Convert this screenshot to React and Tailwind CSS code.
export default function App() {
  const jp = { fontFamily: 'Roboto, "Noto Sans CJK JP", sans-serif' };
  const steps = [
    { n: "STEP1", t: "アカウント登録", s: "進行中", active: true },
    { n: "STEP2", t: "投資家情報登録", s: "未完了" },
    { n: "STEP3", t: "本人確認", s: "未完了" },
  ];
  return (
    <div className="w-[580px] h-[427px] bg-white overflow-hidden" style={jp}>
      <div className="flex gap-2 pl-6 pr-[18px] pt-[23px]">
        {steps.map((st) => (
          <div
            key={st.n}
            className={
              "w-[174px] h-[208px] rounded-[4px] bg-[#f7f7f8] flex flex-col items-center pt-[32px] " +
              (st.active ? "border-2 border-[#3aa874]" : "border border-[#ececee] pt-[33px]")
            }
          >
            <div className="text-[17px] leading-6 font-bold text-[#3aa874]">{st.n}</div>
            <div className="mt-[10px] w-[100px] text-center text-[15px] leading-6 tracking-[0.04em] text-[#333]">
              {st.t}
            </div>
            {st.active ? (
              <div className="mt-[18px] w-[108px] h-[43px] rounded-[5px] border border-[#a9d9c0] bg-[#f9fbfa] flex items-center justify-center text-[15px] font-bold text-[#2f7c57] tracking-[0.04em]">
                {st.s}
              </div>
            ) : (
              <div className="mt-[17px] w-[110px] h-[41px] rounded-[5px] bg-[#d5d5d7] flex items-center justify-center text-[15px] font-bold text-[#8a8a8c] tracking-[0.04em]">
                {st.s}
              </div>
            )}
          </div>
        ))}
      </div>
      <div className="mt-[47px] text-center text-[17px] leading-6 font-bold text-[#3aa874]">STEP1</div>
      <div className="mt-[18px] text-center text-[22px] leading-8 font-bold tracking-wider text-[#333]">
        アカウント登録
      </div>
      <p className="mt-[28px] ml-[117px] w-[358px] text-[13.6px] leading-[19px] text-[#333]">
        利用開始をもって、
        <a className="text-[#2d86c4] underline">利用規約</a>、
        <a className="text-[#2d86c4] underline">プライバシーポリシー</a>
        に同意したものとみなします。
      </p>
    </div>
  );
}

### Challenge
Reproduce the listing in full. Keep it exactly as written.

### Response to this exercise
Convert this screenshot to React and Tailwind CSS code.
export default function App() {
  const jp = { fontFamily: 'Roboto, "Noto Sans CJK JP", sans-serif' };
  const steps = [
    { n: "STEP1", t: "アカウント登録", s: "進行中", active: true },
    { n: "STEP2", t: "投資家情報登録", s: "未完了" },
    { n: "STEP3", t: "本人確認", s: "未完了" },
  ];
  return (
    <div className="w-[580px] h-[427px] bg-white overflow-hidden" style={jp}>
      <div className="flex gap-2 pl-6 pr-[18px] pt-[23px]">
        {steps.map((st) => (
          <div
            key={st.n}
            className={
              "w-[174px] h-[208px] rounded-[4px] bg-[#f7f7f8] flex flex-col items-center pt-[32px] " +
              (st.active ? "border-2 border-[#3aa874]" : "border border-[#ececee] pt-[33px]")
            }
          >
            <div className="text-[17px] leading-6 font-bold text-[#3aa874]">{st.n}</div>
            <div className="mt-[10px] w-[100px] text-center text-[15px] leading-6 tracking-[0.04em] text-[#333]">
              {st.t}
            </div>
            {st.active ? (
              <div className="mt-[18px] w-[108px] h-[43px] rounded-[5px] border border-[#a9d9c0] bg-[#f9fbfa] flex items-center justify-center text-[15px] font-bold text-[#2f7c57] tracking-[0.04em]">
                {st.s}
              </div>
            ) : (
              <div className="mt-[17px] w-[110px] h-[41px] rounded-[5px] bg-[#d5d5d7] flex items-center justify-center text-[15px] font-bold text-[#8a8a8c] tracking-[0.04em]">
                {st.s}
              </div>
            )}
          </div>
        ))}
      </div>
      <div className="mt-[47px] text-center text-[17px] leading-6 font-bold text-[#3aa874]">STEP1</div>
      <div className="mt-[18px] text-center text-[22px] leading-8 font-bold tracking-wider text-[#333]">
        アカウント登録
      </div>
      <p className="mt-[28px] ml-[117px] w-[358px] text-[13.6px] leading-[19px] text-[#333]">
        利用開始をもって、
        <a className="text-[#2d86c4] underline">利用規約</a>、
        <a className="text-[#2d86c4] underline">プライバシーポリシー</a>
        に同意したものとみなします。
      </p>
    </div>
  );
}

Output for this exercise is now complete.